What works on continental level, also works on a global scale! Using all games played between first of July 2016 and first of July 2017 in 206 domestic leagues and 19 continental tournaments, we can determine the (according to PageRank of course!) best club in the world of said time period.

You may notice that this ranking is almost the same as the European one. Only Jeonbuk FC (South Korea, 14th), Uanl Tigres (Mexico, 17th) and Al-Quwa Al-Jawiya (Iraq, 18th) manage to break into the global Top 20. You can explore the complete global ranking in the table below. The PageRank scores are rescaled by dividing all scores with the maximum value.
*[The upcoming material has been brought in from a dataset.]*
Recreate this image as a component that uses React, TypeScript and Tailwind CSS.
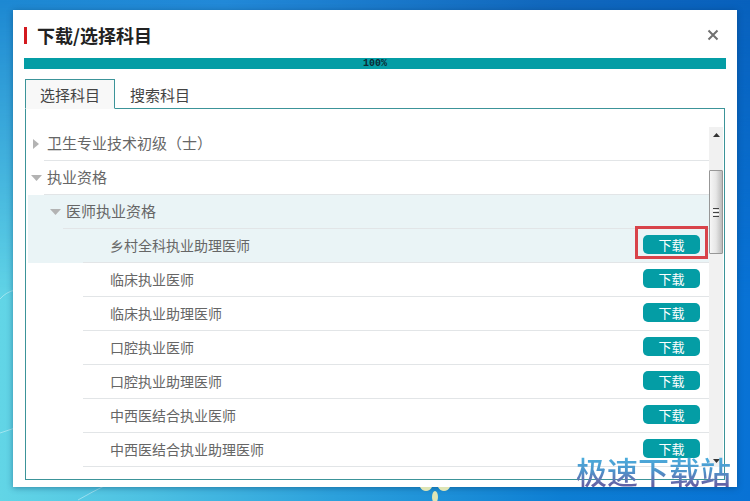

PageRank is a very useful method to rank teams since it takes the strength of schedule into account. While in domestic leagues all victories weigh the same, PageRank adjusts for winning against stronger or weaker teams. It is applicable without any adjustments to domestic leagues, confederations and even on a global level. A huge benefit is also that the ranking is parameter-free. Well, technically there is one, but the so called "damping factor" has mostly mathematical significance. For the interested reader: It is set to 0.99 for all calculations. Parameter-free rankings are far more objective than methods that rely on tweaking parameters (like the method we currently use for our main world ranking!). There is no need to justify certain choices of weighting (Like "Why are games in Europe equally important as games in Oceania?"), since this is all done implicitly during the calculation. Winning against, for instance, the UEFA Champion League winner has a far higher impact than winning against a team on Aruba (no offence!).